* Recorded data:

====================

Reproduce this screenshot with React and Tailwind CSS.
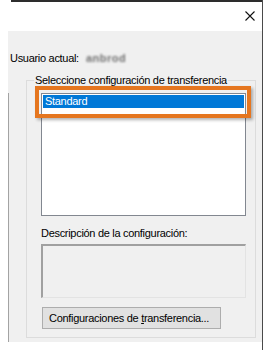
export default function App() {
    const font = { fontFamily: '"Liberation Sans", Arial, sans-serif' };

    return (
        <div className="w-[265px] h-[354px] bg-white overflow-hidden text-[11px] tracking-[-0.3px] text-black" style={font}>
            <div className="w-[263px] h-[350px] border-r border-[#4a4a4a]">
                {/* title bar */}
                <div className="h-[2px] ml-[11px] bg-[#2d2d2d]" />
                <div className="h-[29px] flex items-center justify-end pr-[7px]">
                    <svg width="10" height="10" viewBox="0 0 10 10" className="mt-[-2px]">
                        <path d="M0.5 0.5 L9.5 9.5 M9.5 0.5 L0.5 9.5" stroke="#111" strokeWidth="1.1" />
                    </svg>
                </div>

                {/* dialog body */}
                <div className="ml-[8px] h-[311px] bg-[#f0f0f0] flex">
                    <div className="w-px mt-[62px] bg-[#a3a3a3]" />
                    <div className="flex-1">
                        <div className="mt-[19px] ml-[1px] h-[16px] leading-[16px] flex items-center whitespace-nowrap">
                            <span>Usuario actual:</span>
                            <span className="ml-[7px] text-[#707070] font-bold tracking-[0.5px] blur-[1.2px]">anbrod</span>
                        </div>

                        <fieldset className="relative mt-[6px] ml-[17px] w-[230px] h-[266px] border border-[#dcdcdc]">
                            <legend className="ml-[7px] px-[1px] leading-[16px] h-[16px] whitespace-nowrap">
                                Seleccione configuración de transferencia
                            </legend>

                            <div className="mt-[5px] ml-[14px] w-[205px] h-[123px] bg-white border border-[#828790] p-px">
                                <div className="h-[13px] bg-[#0078d7] text-white leading-[13px] pl-[2px]">Standard</div>
                            </div>

                            <div className="mt-[9px] ml-[14px] leading-[16px] whitespace-nowrap">Descripción de la configuración:</div>

                            <div className="mt-[3px] ml-[14px] w-[205px] h-[54px] border-t-2 border-l-2 border-t-[#a0a0a0] border-l-[#a0a0a0] border-r border-b border-r-[#e3e3e3] border-b-[#e3e3e3] bg-[#f0f0f0]" />

                            <button className="block mt-[9px] ml-[15px] w-[179px] h-[22px] bg-[#e1e1e1] border border-[#adadad] text-left pl-[6px] leading-[18px] whitespace-nowrap">
                                Configuraciones de <span className="underline">t</span>ransferencia...
                            </button>

                            {/* orange callout around the selected row */}
                            <div className="absolute left-[8px] top-[-2px] w-[216px] h-[32px] border-4 border-[#e5761f] shadow-[2px_2px_3px_rgba(0,0,0,0.3)]" />
                        </fieldset>
                    </div>
                </div>
            </div>
        </div>
    );
}
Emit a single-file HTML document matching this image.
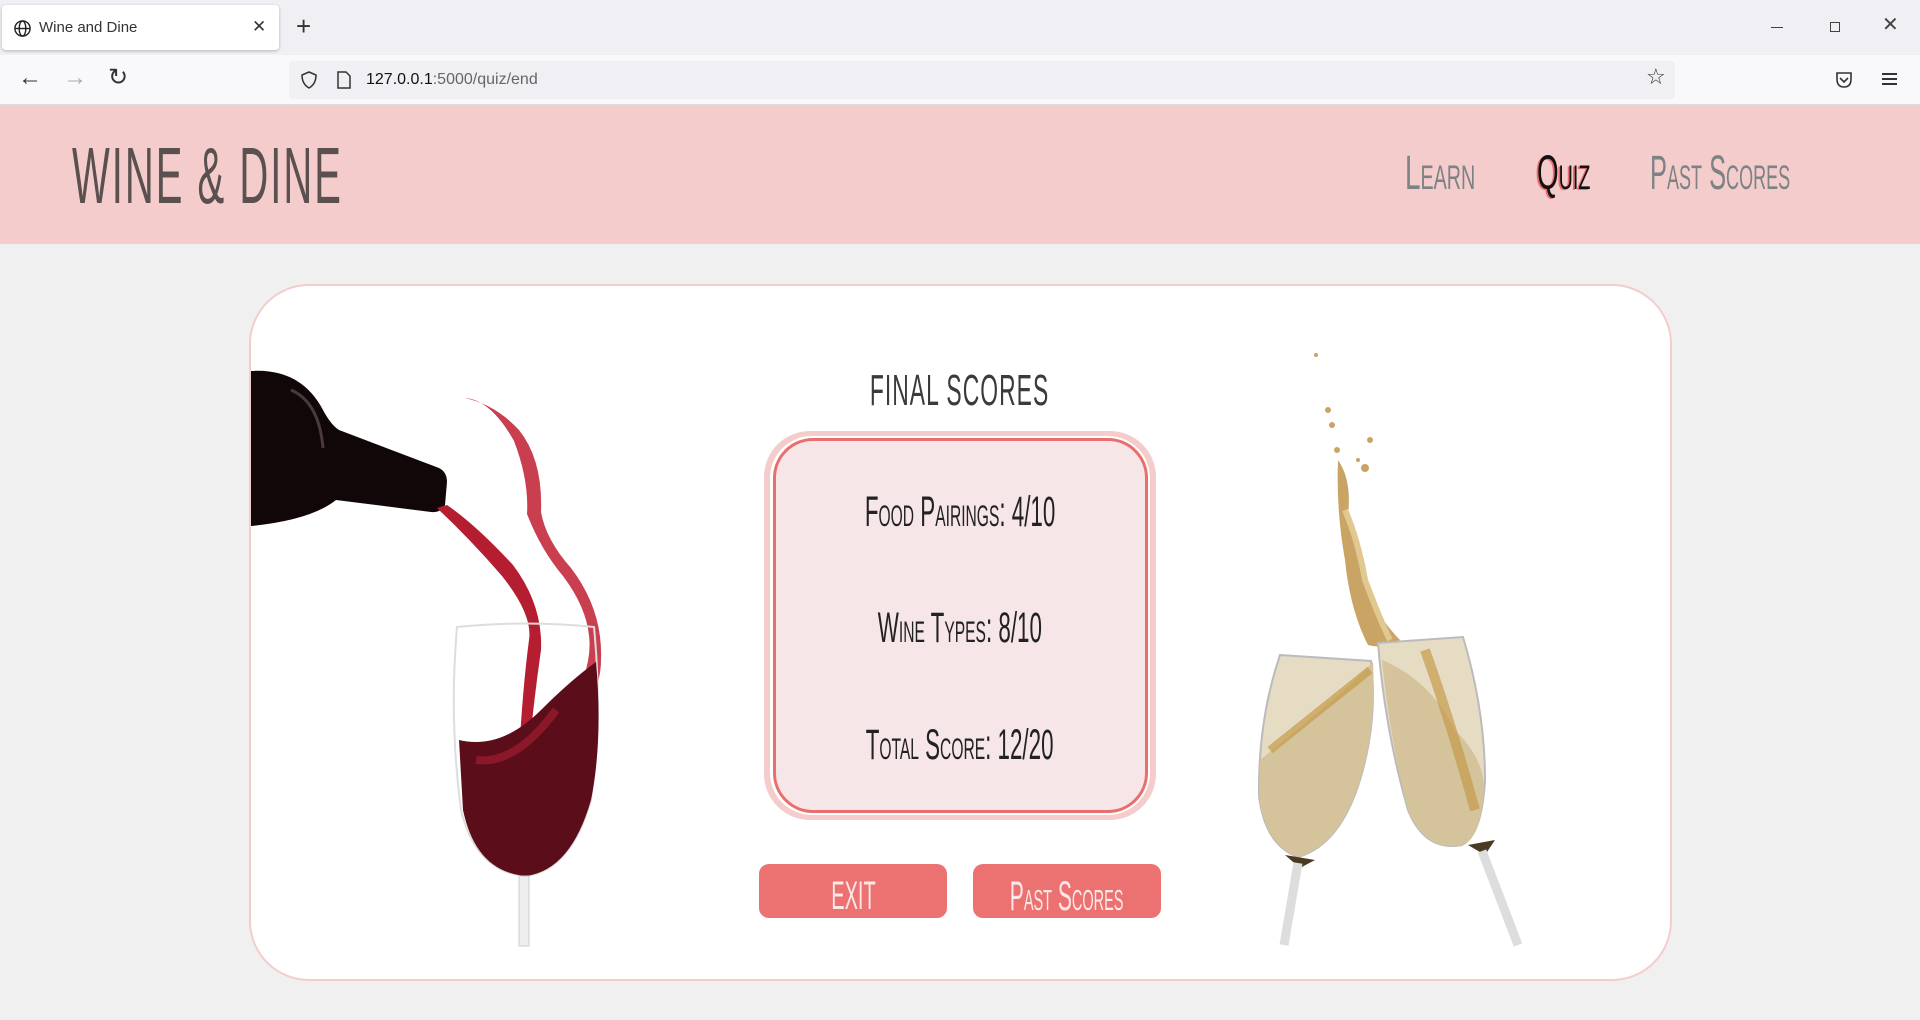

====================

* Problem statement: Leave out the pictures and reproduce the rest of the listing exactly.

* Output for this exercise:
Reproduce this screenshot with React and Tailwind CSS.
export default function App() {
    const font = { fontFamily: '"Liberation Sans", Arial, sans-serif' };

    return (
        <div className="w-[265px] h-[354px] bg-white overflow-hidden text-[11px] tracking-[-0.3px] text-black" style={font}>
            <div className="w-[263px] h-[350px] border-r border-[#4a4a4a]">
                {/* title bar */}
                <div className="h-[2px] ml-[11px] bg-[#2d2d2d]" />
                <div className="h-[29px] flex items-center justify-end pr-[7px]">
                    <svg width="10" height="10" viewBox="0 0 10 10" className="mt-[-2px]">
                        <path d="M0.5 0.5 L9.5 9.5 M9.5 0.5 L0.5 9.5" stroke="#111" strokeWidth="1.1" />
                    </svg>
                </div>

                {/* dialog body */}
                <div className="ml-[8px] h-[311px] bg-[#f0f0f0] flex">
                    <div className="w-px mt-[62px] bg-[#a3a3a3]" />
                    <div className="flex-1">
                        <div className="mt-[19px] ml-[1px] h-[16px] leading-[16px] flex items-center whitespace-nowrap">
                            <span>Usuario actual:</span>
                            <span className="ml-[7px] text-[#707070] font-bold tracking-[0.5px] blur-[1.2px]">anbrod</span>
                        </div>

                        <fieldset className="relative mt-[6px] ml-[17px] w-[230px] h-[266px] border border-[#dcdcdc]">
                            <legend className="ml-[7px] px-[1px] leading-[16px] h-[16px] whitespace-nowrap">
                                Seleccione configuración de transferencia
                            </legend>

                            <div className="mt-[5px] ml-[14px] w-[205px] h-[123px] bg-white border border-[#828790] p-px">
                                <div className="h-[13px] bg-[#0078d7] text-white leading-[13px] pl-[2px]">Standard</div>
                            </div>

                            <div className="mt-[9px] ml-[14px] leading-[16px] whitespace-nowrap">Descripción de la configuración:</div>

                            <div className="mt-[3px] ml-[14px] w-[205px] h-[54px] border-t-2 border-l-2 border-t-[#a0a0a0] border-l-[#a0a0a0] border-r border-b border-r-[#e3e3e3] border-b-[#e3e3e3] bg-[#f0f0f0]" />

                            <button className="block mt-[9px] ml-[15px] w-[179px] h-[22px] bg-[#e1e1e1] border border-[#adadad] text-left pl-[6px] leading-[18px] whitespace-nowrap">
                                Configuraciones de <span className="underline">t</span>ransferencia...
                            </button>

                            {/* orange callout around the selected row */}
                            <div className="absolute left-[8px] top-[-2px] w-[216px] h-[32px] border-4 border-[#e5761f] shadow-[2px_2px_3px_rgba(0,0,0,0.3)]" />
                        </fieldset>
                    </div>
                </div>
            </div>
        </div>
    );
}
Emit a single-file HTML document matching this image.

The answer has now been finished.